Cohen worked as Trump’s lawyer and fixer for many years, before Cohen’s 2018 federal prosecution, guilty pleas and prison sentence for tax evasion, making false statements on a bank loan application, lying to Congress and making illegal contributions to Trump’s campaign. The contributions were in the form of payouts to women who said they had extramarital sexual encounters with Trump, who said the women’s stories were false.

Cohen is now a key witness in New York Attorney General Letitia James’ civil case against Trump. James alleges that Trump habitually exaggerated the value of his real estate holdings on financial documents that helped him get loans and insurance and make deals.

Trump denies any wrongdoing and says James, a Democrat, is targeting the leading Republican presidential candidate in 2024 for partisan reasons.

During a break in the testimony Wednesday, Trump complained that Judge Arthur Engoron, a Democrat, is “a very partisan judge, with a person who’s very partisan sitting along side of him, perhaps even much more partisan than he is.”

That remark came weeks after a Trump social media post about Engoron's law clerk, who sits beside the judge, prompted Engoron to issue the narrow gag order and tell Trump to take down the post. That order bars all participants in the case from commenting about any members of the judge's staff.

The judge fined Trump $5,000 on Friday after learning that the post had lingered on Trump's campaign website for weeks, though it had been removed from his Truth Social platform.

After learning of Trump's latest comment, Engoron asked "why should there not be severe sanctions for this blatant, dangerous disobeyal of a clear court order.”

In response, defense lawyer Christopher Kise insisted that Trump was talking about Cohen, not the judge's law clerk. Engoron said he would take the matter "under advisement,” and testimony resumed.

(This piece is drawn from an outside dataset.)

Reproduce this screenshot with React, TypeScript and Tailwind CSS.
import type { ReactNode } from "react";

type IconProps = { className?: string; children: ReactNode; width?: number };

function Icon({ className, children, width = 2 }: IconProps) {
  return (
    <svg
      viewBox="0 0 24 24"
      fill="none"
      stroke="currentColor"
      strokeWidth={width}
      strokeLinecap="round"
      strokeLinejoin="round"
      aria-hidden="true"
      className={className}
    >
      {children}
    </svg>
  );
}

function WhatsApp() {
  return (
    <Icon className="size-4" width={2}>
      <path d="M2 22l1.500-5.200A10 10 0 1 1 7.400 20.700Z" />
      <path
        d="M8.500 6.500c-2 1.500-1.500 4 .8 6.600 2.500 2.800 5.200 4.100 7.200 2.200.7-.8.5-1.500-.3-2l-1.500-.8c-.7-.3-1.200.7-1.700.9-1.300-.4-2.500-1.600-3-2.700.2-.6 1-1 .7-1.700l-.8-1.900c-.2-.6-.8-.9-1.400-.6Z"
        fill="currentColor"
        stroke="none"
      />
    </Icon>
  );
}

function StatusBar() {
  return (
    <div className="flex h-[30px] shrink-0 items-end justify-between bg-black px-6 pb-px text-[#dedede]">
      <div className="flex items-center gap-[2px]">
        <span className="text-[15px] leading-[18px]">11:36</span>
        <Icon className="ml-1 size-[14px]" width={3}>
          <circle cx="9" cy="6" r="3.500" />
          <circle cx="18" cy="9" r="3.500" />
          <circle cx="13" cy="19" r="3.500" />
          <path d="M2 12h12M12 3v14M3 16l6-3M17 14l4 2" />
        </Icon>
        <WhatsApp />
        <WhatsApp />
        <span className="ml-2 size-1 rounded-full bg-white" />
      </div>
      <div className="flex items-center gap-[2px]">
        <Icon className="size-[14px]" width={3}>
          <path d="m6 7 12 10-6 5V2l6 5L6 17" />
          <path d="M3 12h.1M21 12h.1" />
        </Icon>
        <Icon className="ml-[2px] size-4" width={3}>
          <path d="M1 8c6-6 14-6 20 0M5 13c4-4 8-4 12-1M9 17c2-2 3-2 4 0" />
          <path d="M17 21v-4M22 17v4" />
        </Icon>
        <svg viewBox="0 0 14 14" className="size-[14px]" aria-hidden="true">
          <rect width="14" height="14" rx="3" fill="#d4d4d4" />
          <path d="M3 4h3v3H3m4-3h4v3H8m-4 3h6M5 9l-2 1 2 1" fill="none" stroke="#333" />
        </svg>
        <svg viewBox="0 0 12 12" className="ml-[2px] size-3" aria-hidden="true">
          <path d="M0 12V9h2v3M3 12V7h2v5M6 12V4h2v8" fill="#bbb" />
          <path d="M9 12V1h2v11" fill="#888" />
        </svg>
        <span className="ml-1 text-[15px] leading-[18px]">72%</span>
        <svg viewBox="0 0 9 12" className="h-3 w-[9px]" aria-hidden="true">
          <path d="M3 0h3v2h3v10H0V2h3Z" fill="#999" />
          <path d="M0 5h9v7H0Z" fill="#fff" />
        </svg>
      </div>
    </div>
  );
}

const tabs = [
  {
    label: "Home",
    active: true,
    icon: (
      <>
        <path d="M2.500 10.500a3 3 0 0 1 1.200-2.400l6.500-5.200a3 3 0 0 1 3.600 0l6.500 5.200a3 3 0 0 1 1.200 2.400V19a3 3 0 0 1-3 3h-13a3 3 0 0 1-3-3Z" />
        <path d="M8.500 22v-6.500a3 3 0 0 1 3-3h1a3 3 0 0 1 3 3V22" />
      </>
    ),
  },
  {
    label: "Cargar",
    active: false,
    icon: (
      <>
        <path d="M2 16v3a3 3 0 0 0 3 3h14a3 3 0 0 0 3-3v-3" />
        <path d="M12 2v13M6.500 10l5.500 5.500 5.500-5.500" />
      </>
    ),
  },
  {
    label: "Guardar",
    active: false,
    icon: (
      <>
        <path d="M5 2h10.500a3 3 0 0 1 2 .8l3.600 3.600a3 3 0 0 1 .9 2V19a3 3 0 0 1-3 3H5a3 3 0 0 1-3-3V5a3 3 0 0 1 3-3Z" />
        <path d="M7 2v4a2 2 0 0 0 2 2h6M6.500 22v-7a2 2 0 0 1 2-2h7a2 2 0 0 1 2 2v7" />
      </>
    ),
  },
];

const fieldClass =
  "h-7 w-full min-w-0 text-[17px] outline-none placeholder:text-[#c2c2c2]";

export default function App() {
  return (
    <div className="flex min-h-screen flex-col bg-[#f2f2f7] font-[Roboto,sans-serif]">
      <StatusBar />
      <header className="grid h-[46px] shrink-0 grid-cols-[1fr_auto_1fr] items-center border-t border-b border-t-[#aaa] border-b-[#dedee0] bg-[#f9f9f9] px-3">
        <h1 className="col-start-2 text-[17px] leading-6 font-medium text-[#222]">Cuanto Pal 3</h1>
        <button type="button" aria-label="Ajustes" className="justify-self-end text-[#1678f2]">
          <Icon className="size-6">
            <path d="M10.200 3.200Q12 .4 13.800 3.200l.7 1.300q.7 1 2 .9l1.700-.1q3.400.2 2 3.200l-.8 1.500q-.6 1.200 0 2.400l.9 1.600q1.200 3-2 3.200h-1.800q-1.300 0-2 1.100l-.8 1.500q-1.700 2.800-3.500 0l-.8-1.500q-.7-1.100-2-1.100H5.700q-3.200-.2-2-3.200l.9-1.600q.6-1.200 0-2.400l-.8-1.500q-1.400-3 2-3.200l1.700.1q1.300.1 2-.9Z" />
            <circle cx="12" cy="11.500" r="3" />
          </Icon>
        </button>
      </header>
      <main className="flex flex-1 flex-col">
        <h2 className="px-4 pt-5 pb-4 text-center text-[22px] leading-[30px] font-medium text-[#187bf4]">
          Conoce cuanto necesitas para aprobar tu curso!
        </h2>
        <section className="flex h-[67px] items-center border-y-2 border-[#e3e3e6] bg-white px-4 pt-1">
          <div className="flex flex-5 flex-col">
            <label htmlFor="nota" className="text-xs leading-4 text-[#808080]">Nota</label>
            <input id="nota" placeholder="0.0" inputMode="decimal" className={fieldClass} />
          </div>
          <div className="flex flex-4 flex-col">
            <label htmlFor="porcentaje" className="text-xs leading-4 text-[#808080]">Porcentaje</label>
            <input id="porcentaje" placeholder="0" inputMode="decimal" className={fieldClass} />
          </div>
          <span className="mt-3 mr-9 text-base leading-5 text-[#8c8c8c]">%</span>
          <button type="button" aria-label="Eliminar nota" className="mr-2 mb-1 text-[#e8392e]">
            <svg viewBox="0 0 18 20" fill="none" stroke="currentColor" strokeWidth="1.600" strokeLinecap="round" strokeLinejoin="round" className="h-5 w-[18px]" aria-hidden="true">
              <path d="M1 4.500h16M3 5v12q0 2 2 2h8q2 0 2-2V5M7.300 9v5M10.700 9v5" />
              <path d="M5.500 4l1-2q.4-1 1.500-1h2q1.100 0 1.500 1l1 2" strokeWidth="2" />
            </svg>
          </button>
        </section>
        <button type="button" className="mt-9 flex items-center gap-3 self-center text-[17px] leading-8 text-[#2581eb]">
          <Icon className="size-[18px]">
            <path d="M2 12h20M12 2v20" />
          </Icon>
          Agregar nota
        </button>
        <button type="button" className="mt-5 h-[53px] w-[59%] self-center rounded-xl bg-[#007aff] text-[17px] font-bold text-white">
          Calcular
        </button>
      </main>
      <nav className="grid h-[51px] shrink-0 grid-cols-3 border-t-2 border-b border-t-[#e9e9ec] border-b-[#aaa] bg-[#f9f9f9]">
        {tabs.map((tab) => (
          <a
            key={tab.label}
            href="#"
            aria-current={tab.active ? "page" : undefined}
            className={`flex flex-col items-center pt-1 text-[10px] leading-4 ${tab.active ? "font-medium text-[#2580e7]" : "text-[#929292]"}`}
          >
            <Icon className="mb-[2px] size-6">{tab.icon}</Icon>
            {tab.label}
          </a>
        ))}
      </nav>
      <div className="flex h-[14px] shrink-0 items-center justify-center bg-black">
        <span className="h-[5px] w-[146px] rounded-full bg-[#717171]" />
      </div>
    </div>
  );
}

When the trial broke for lunch, the judge held a closed-door meeting that included Trump and his lawyers. When Trump emerged, he declined to disclose what was discussed, but told reporters that he had not violated the gag order, saying his earlier comment was not directed at Engoron's clerk. Trump ignored questions about whom he was targeting.

During his first day of testimony Tuesday, Cohen said he and key executives at Trump's company worked to inflate the estimated values of their employer's holdings so documents given to banks and others would match a net worth that Trump had set “arbitrarily.”

In cross-examining Cohen, Habba emphasized his federal criminal convictions and worked to portray him as a liar, especially after he said Tuesday he had lied when he pleaded guilty to tax evasion and loan application lies. Cohen asserted that he did not really commit those crimes and he sought to portray his conduct as a matter of omissions and failure to correct paperwork.

Habba returned to those themes Wednesday, underscoring that Cohen had admitted in open court to lying under oath in a federal courthouse next door.

Outside court, Trump said the trial was “very unfair” and a “pure political witch hunt.” Nonetheless, he said, “We’re happy with the way it’s going.”

“We have the facts on our side,” Trump said. He's expected to testify later in the trial but meanwhile has voluntarily attended several days of the proceedings.

Cohen is also expected to be an important prosecution witness in a criminal trial scheduled for next spring in which Trump is accused of falsifying business records. That case is one of four criminal prosecutions Trump faces in New York, Florida, Georgia and Washington.